TASK DIRECTIONS: Copy out the lines that include the word "index".
====== DATA LINES ======
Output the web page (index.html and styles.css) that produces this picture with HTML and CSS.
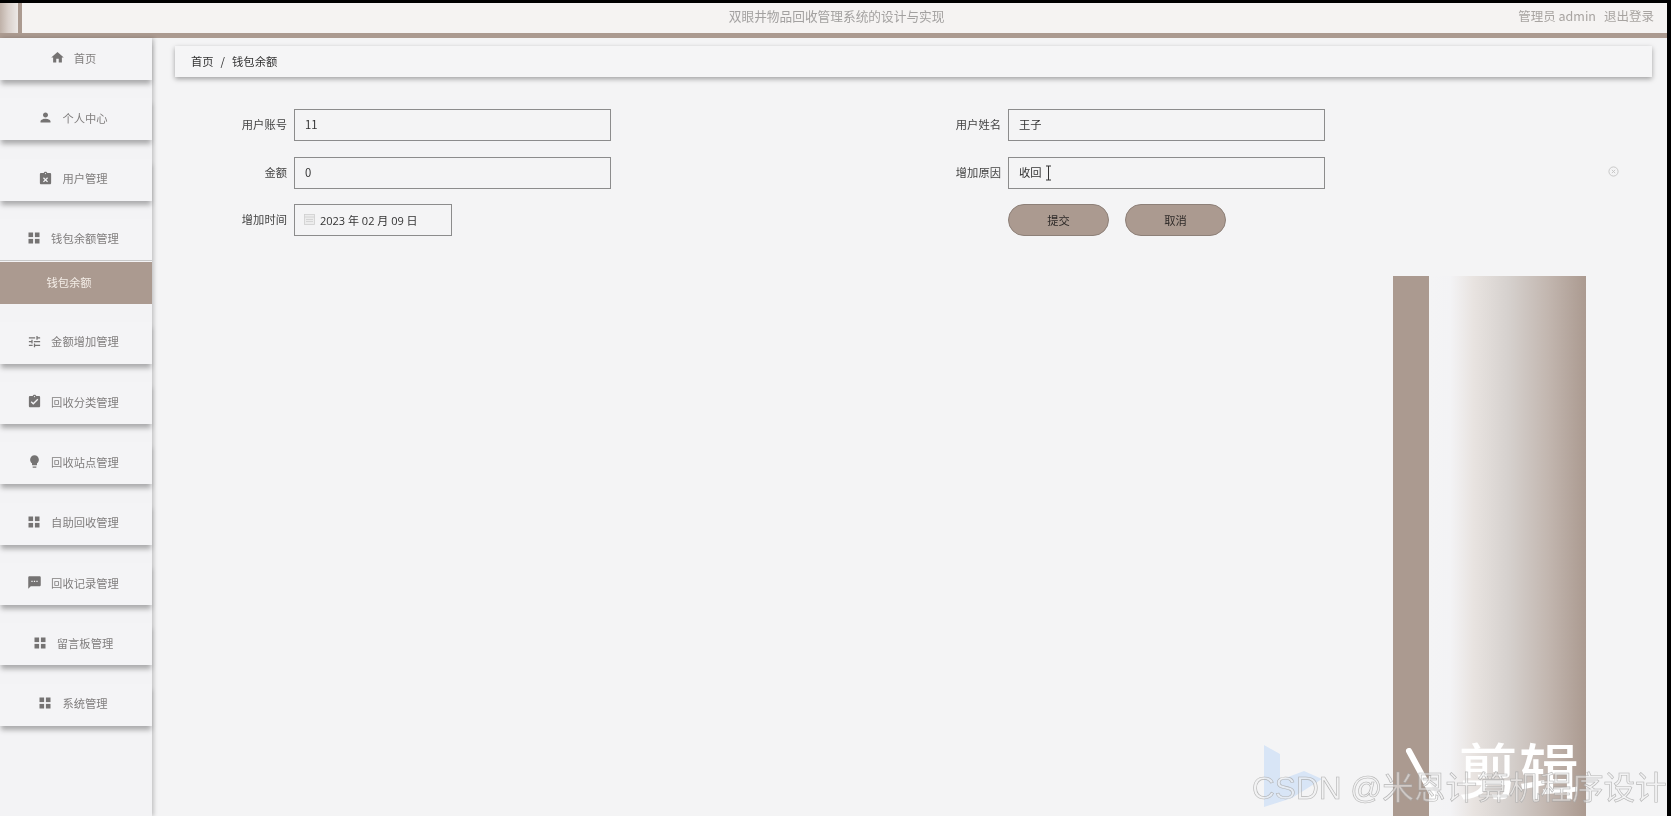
FILE: index.html
```html
<!DOCTYPE html>
<html lang="zh-CN">
<head>
<meta charset="utf-8">
<title>双眼井物品回收管理系统的设计与实现</title>
<link rel="stylesheet" href="styles.css">
</head>
<body>
<svg class="defs" width="0" height="0" aria-hidden="true">
  <symbol id="i-grid" viewBox="0 0 12 12"><rect x="0.5" y="0.5" width="4.6" height="4.6"/><rect x="6.9" y="0.5" width="4.6" height="4.6"/><rect x="0.5" y="6.9" width="4.6" height="4.6"/><rect x="6.9" y="6.9" width="4.6" height="4.6"/></symbol>
</svg>
<div class="app">
  <header class="topbar">
    <div class="logo"></div>
    <div class="title">双眼井物品回收管理系统的设计与实现</div>
    <div class="user"><span>管理员 admin</span><span>退出登录</span></div>
  </header>
  <div class="body">
    <nav class="side">
      <a class="item"><svg class="ic" viewBox="0 0 24 24"><path d="M10 20v-6h4v6h5v-8h3L12 3 2 12h3v8z"/></svg>首页</a>
      <a class="item"><svg class="ic" viewBox="0 0 24 24"><path d="M12 12c2.21 0 4-1.79 4-4s-1.79-4-4-4-4 1.79-4 4 1.79 4 4 4zm0 2c-2.67 0-8 1.34-8 4v2h16v-2c0-2.66-5.33-4-8-4z"/></svg>个人中心</a>
      <a class="item"><svg class="ic" viewBox="0 0 24 24"><path d="M19 3h-4.18C14.4 1.84 13.3 1 12 1c-1.3 0-2.4.84-2.82 2H5c-1.1 0-2 .9-2 2v14c0 1.1.9 2 2 2h14c1.1 0 2-.9 2-2V5c0-1.1-.9-2-2-2zm-7 0c.55 0 1 .45 1 1s-.45 1-1 1-1-.45-1-1 .45-1 1-1zm4 13.6L14.6 18 12 15.4 9.400 18 8 16.600 10.600 14 8 11.400 9.400 10 12 12.600 14.600 10 16 11.400 13.400 14z"/></svg>用户管理</a>
      <div class="group">
        <a class="item joined"><svg class="ic grid" viewBox="0 0 12 12"><use href="#i-grid"/></svg>钱包余额管理</a>
        <a class="sub">钱包余额</a>
      </div>
      <a class="item"><svg class="ic" viewBox="0 0 24 24"><path d="M3 17v2h6v-2H3zM3 5v2h10V5H3zm10 16v-2h8v-2h-8v-2h-2v6h2zM7 9v2H3v2h4v2h2V9H7zm14 4v-2H11v2h10zm-6-4h2V7h4V5h-4V3h-2v6z"/></svg>金额增加管理</a>
      <a class="item"><svg class="ic" viewBox="0 0 24 24"><path d="M19 3h-4.180C14.400 1.840 13.300 1 12 1c-1.300 0-2.400.840-2.820 2H5c-1.100 0-2 .900-2 2v14c0 1.100.900 2 2 2h14c1.100 0 2-.900 2-2V5c0-1.100-.900-2-2-2zm-7 0c.550 0 1 .450 1 1s-.450 1-1 1-1-.450-1-1 .450-1 1-1zm-2 14l-4-4 1.410-1.410L10 14.170l6.590-6.590L18 9l-8 8z"/></svg>回收分类管理</a>
      <a class="item"><svg class="ic" viewBox="0 0 24 24"><path d="M9 21c0 .55.45 1 1 1h4c.55 0 1-.45 1-1v-1H9v1zm3-19C8.140 2 5 5.140 5 9c0 2.380 1.190 4.470 3 5.740V17c0 .55.45 1 1 1h6c.55 0 1-.45 1-1v-2.260c1.810-1.270 3-3.360 3-5.740 0-3.860-3.140-7-7-7z"/></svg>回收站点管理</a>
      <a class="item"><svg class="ic grid" viewBox="0 0 12 12"><use href="#i-grid"/></svg>自助回收管理</a>
      <a class="item"><svg class="ic" viewBox="0 0 24 24"><path d="M20 2H4c-1.100 0-1.990.9-1.990 2L2 22l4-4h14c1.100 0 2-.9 2-2V4c0-1.100-.9-2-2-2zM9 11H7V9h2v2zm4 0h-2V9h2v2zm4 0h-2V9h2v2z"/></svg>回收记录管理</a>
      <a class="item"><svg class="ic grid" viewBox="0 0 12 12"><use href="#i-grid"/></svg>留言板管理</a>
      <a class="item"><svg class="ic grid" viewBox="0 0 12 12"><use href="#i-grid"/></svg>系统管理</a>
    </nav>
    <main class="main">
      <div class="crumb"><span>首页</span><span class="sep">/</span><span>钱包余额</span></div>
      <form class="form">
        <div class="field"><label>用户账号</label><input class="ctl" value="11"></div>
        <div class="field"><label>用户姓名</label><input class="ctl" value="王子"></div>
        <div class="field"><label>金额</label><input class="ctl" value="0"></div>
        <div class="field">
          <label>增加原因</label>
          <div class="reason">
            <input class="ctl" value="收回">
            <svg class="beam" viewBox="0 0 7 16"><path d="M1 1h5M3.500 1v14M1 15h5"/></svg>
          </div>
          <svg class="clear" viewBox="0 0 12 12"><circle cx="6" cy="6" r="5"/><path d="M4.200 4.200l3.600 3.600M7.800 4.200l-3.600 3.600"/></svg>
        </div>
        <div class="field">
          <label>增加时间</label>
          <div class="date">
            <svg class="cal" viewBox="0 0 11 11"><rect x="0.500" y="0.500" width="10" height="10"/><path d="M0.500 3h10M2 5.500h7M2 7.500h7"/></svg>
            <span>2023 年 02 月 09 日</span>
          </div>
        </div>
        <div class="field actions">
          <button type="button" class="btn">提交</button>
          <button type="button" class="btn">取消</button>
        </div>
      </form>
      <div class="pillar"><div class="bar"></div><div class="fade"></div></div>
    </main>
  </div>
  <div class="marks">
    <svg class="bili" viewBox="0 0 62 62"><path d="M2 0l16 9v26l24-9 18 8-30 19-28 9z"/></svg>
    <svg class="slash" viewBox="0 0 36 54"><path d="M4 3l26 48"/></svg>
    <span class="cut">剪辑</span>
    <span class="csdn">CSDN @米恩计算机程序设计</span>
  </div>
</div>
</body>
</html>
```
FILE: styles.css
```css
* { box-sizing: border-box; }
html, body { margin: 0; height: 100%; overflow: hidden; background: #000; }
body { font-family: "Noto Sans CJK SC", "Noto Sans", sans-serif; font-size: 11.300px; color: #333; }
.defs { position: absolute; }
.app {
  position: relative; display: flex; flex-direction: column;
  height: 813px; width: 1667px; margin-top: 3px;
  background: #f4f4f5; overflow: hidden;
  filter: blur(.45px);
}
.topbar {
  flex: none; height: 35px; display: flex; align-items: center;
  background: #f5f3f2; border-bottom: 5px solid #ab9a90;
}
.logo {
  flex: none; align-self: stretch; width: 22px;
  border-right: 4px solid #ab9a90;
  background: linear-gradient(90deg, #bfb1a8, #d9d0cb 45%, #ece8e6);
}
.title { flex: 1; text-align: center; color: #a3a1a0; font-size: 12.700px; padding: 0 0 5px 133px; }
.user { flex: none; display: flex; gap: 8px; padding: 0 13px 5px 0; color: #a8a4a1; font-size: 12.500px; }
.body { flex: 1; display: flex; min-height: 0; }
.side {
  flex: none; width: 152px; display: flex; flex-direction: column;
  background: #f3f3f5; box-shadow: 2px 0 4px rgba(0,0,0,.2);
  position: relative; z-index: 1;
}
.item {
  flex: none; display: flex; align-items: center; justify-content: center; gap: 9px;
  height: 42px; margin-bottom: 18.300px; padding: 0 6px 3px 0;
  background: #f4f4f6; color: #807e7e;
  box-shadow: 0 5px 5px -1px rgba(0,0,0,.3);
}
.ic { flex: none; width: 15px; height: 15px; fill: #757373; }
.ic.grid { width: 12px; height: 12px; margin-right: 2px; margin-left: 1px; }
.group { display: flex; flex-direction: column; margin-bottom: 18px; }
.item.joined { margin-bottom: 1px; box-shadow: none; border-bottom: 1px solid #c8c8c8; }
.sub {
  height: 42px; display: flex; align-items: center; justify-content: center; padding: 0 14px 1px 0;
  background: #ab9a90; color: #f3ece6;
}
.main { flex: 1; position: relative; min-width: 0; padding: 8px 15px 0 23px; }
.crumb {
  height: 31px; display: flex; align-items: center; gap: 7px; padding: 0 0 2px 16px;
  background: #f5f5f6; color: #333; box-shadow: 0 2px 5px rgba(0,0,0,.35);
}
.form {
  display: grid; grid-template-columns: 714px 714px; row-gap: 15.500px; margin-top: 32px;
}
.field { display: flex; align-items: center; gap: 7px; height: 32px; position: relative; }
.field label { flex: none; width: 112px; text-align: right; color: #444; padding-bottom: 2px; }
.ctl {
  width: 317px; height: 32px; padding: 0 10px 2px; margin: 0;
  border: 1.500px solid #8c8c8c; border-radius: 0; background: #f4f4f5;
  font: inherit; color: #333;
}
.reason { position: relative; }
.beam {
  position: absolute; left: 37px; top: 8px; width: 7px; height: 16px;
  fill: none; stroke: #333; stroke-width: 1;
}
.clear {
  position: absolute; left: 719px; top: 9px; width: 11px; height: 11px;
  fill: none; stroke: #c4c4c4; stroke-width: 1;
}
.date {
  width: 158px; height: 32px; display: flex; align-items: center; gap: 5px; padding-left: 9px;
  border: 1.500px solid #8c8c8c; font-family: "Open Sans", "Noto Sans CJK SC", sans-serif; font-size: 11px; color: #333;
}
.cal { width: 11px; height: 11px; margin-top: -2px; fill: #ececec; stroke: #cfcfcf; stroke-width: .8; }
.actions { gap: 16px; padding-left: 119px; }
.btn {
  width: 101px; height: 32px; padding: 0 0 1px; border: 1px solid #8d8078; border-radius: 16px;
  background: #ab9a90; color: #2e2a28; font: inherit;
}
.pillar { position: absolute; left: 1241px; top: 238px; bottom: 0; display: flex; gap: 1px; }
.bar { width: 36px; background: #ab9a90; }
.fade {
  width: 156px;
  background: linear-gradient(90deg, #f4f4f5 0, #f3f3f5 13%, #e8e3e0 28%, #d6d1ce 50%, #c2b6af 76%, #ab9a90 100%);
}
.marks { position: absolute; inset: 0; pointer-events: none; }
.bili { position: absolute; left: 1262px; top: 742px; width: 62px; height: 62px; fill: #cfe0f7; opacity: .75; }
.slash { position: absolute; left: 1405px; top: 745px; width: 36px; height: 54px; fill: none; stroke: #fff; stroke-width: 6; stroke-linecap: round; }
.cut { position: absolute; left: 1458px; top: 727px; font-size: 60px; line-height: 76px; font-weight: 500; color: #fff; letter-spacing: 1px; }
.csdn {
  position: absolute; left: 1252px; top: 765px; white-space: nowrap;
  font-family: "Liberation Sans", "Noto Sans CJK SC", sans-serif; font-size: 31.600px; line-height: 40px;
  color: rgba(240,240,240,.55); -webkit-text-stroke: .6px rgba(160,160,160,.75);
}
```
======
WRITTEN RESPONSE:
Output the web page (index.html and styles.css) that produces this picture with HTML and CSS.
FILE: index.html
  position: relative; z-index: 1;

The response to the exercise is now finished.